ECONOMY

European Commissioner in Athens to discuss tax issues

Finance Minister Yannis Stournaras was to meet in Athens on Monday with the European Commissioner for Taxation and Customs Union, Audit and Anti-Fraud, Algirdas Semeta, to discuss Greece’s efforts to improve tax collection and other economic reforms pledged to the country’s foreign creditors.

Semeta is to meet with the head of the Hellenic Statistical Authority (ELSTAT), Andreas Georgiou, on Monday before he addresses Parliament’s European affairs and transparency committees. The Lithuanian commissioner is to give a press conference in the afternoon before leaving Athens.

One of the top issues that Greek government officials are expected to broach in talks with Semeta is their request for a lowering of the 23 percent value added tax rate on restaurants and tavernas despite comments by International Monetary Fund chief Christine Lagarde over the weekend all but ruling out such a move.

Inspectors of the IMF and Greece’s two other official foreign creditors, the European Commission and European Central Bank, are due in Athens on Tuesday for a new audit.
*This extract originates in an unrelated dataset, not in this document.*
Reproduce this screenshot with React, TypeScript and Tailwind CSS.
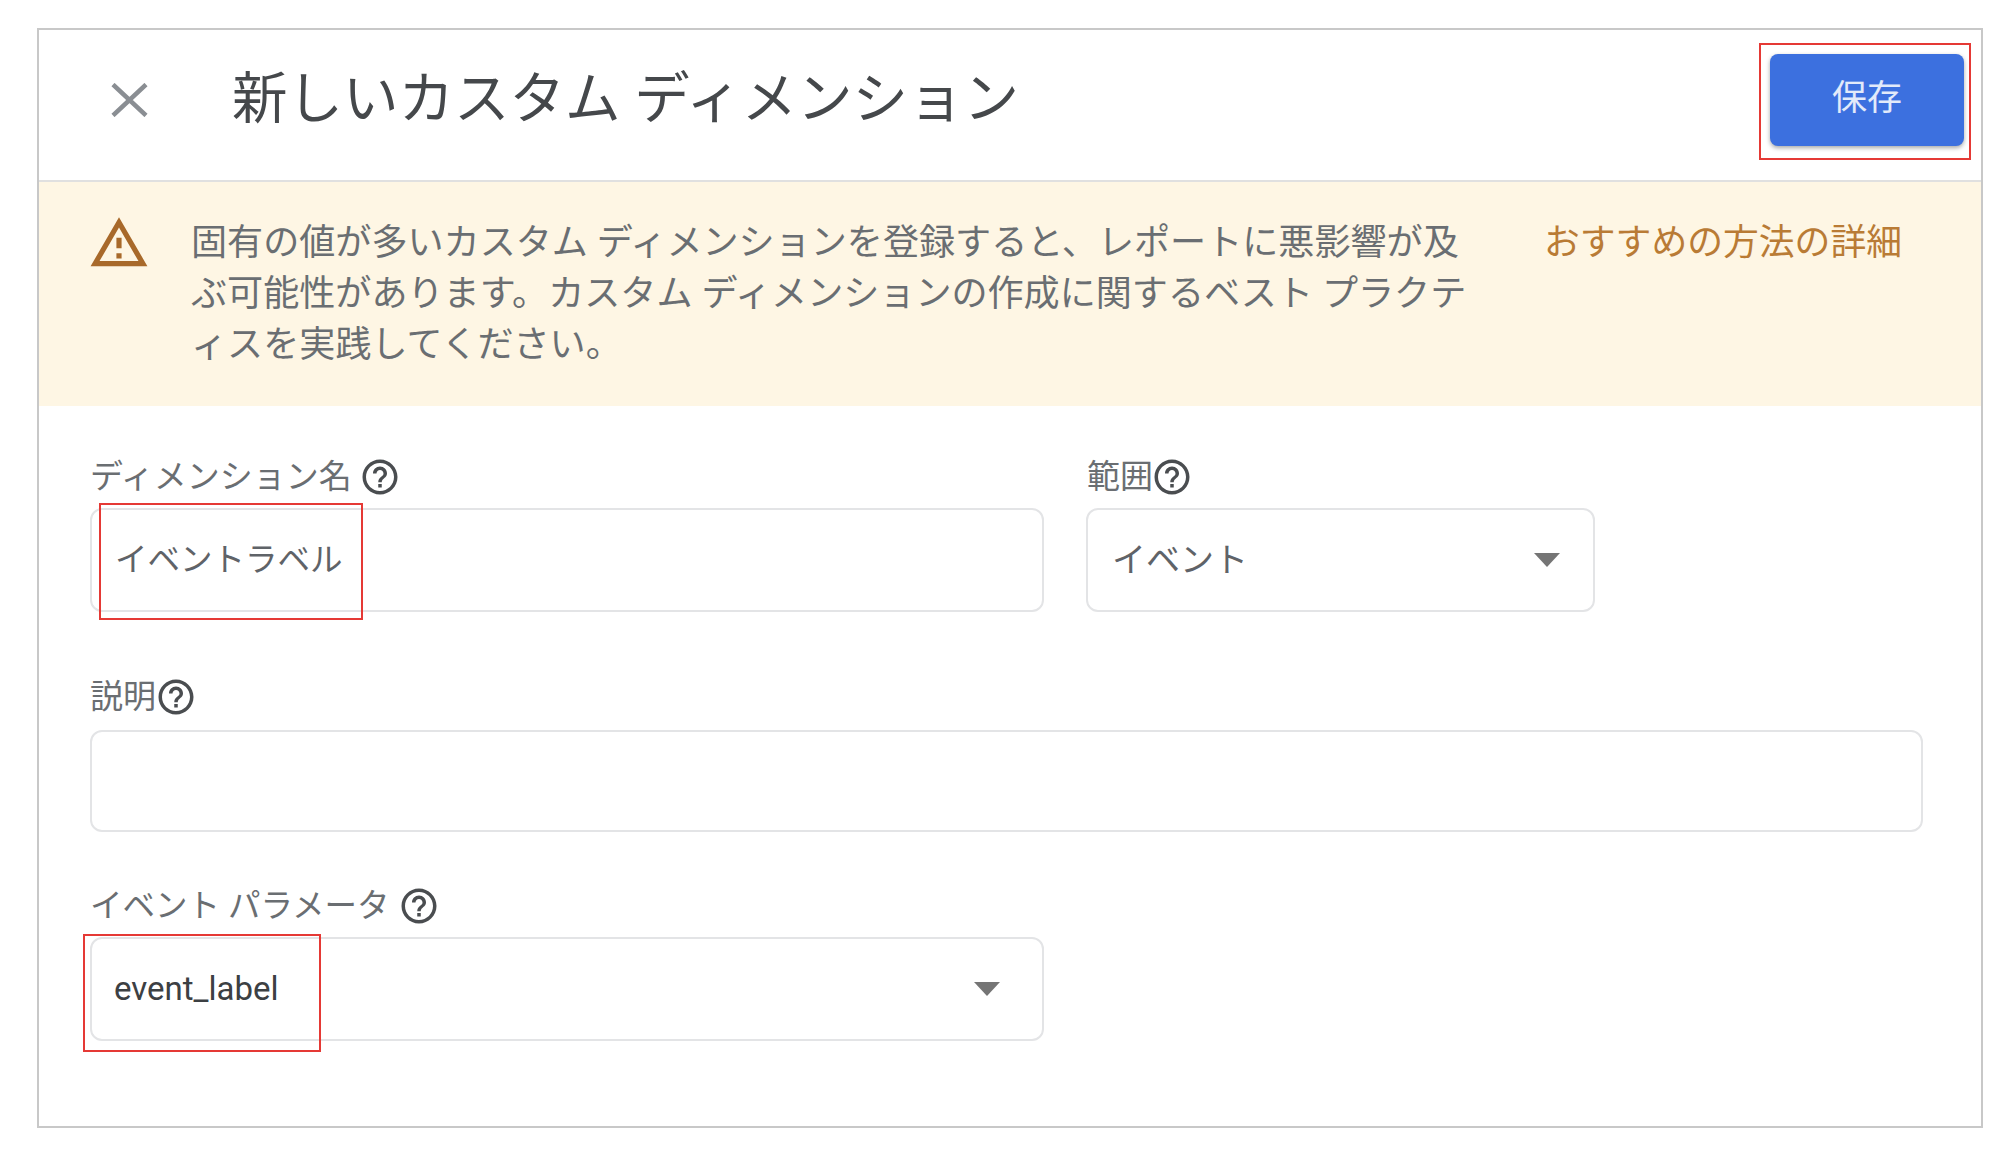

Also on Tuesday, a cross-party committee is to convene to discuss the new unified property tax which is to be enforced from 2014, replacing the emergency property levy which has been attached to electricity bills since its introduction in the fall of 2011. The Finance Ministry was on Monday expected to submit proposals for alternative scenarios to the committee for the new property levy which will also tax plots of land unless the owners can prove that the plots are being cultivated.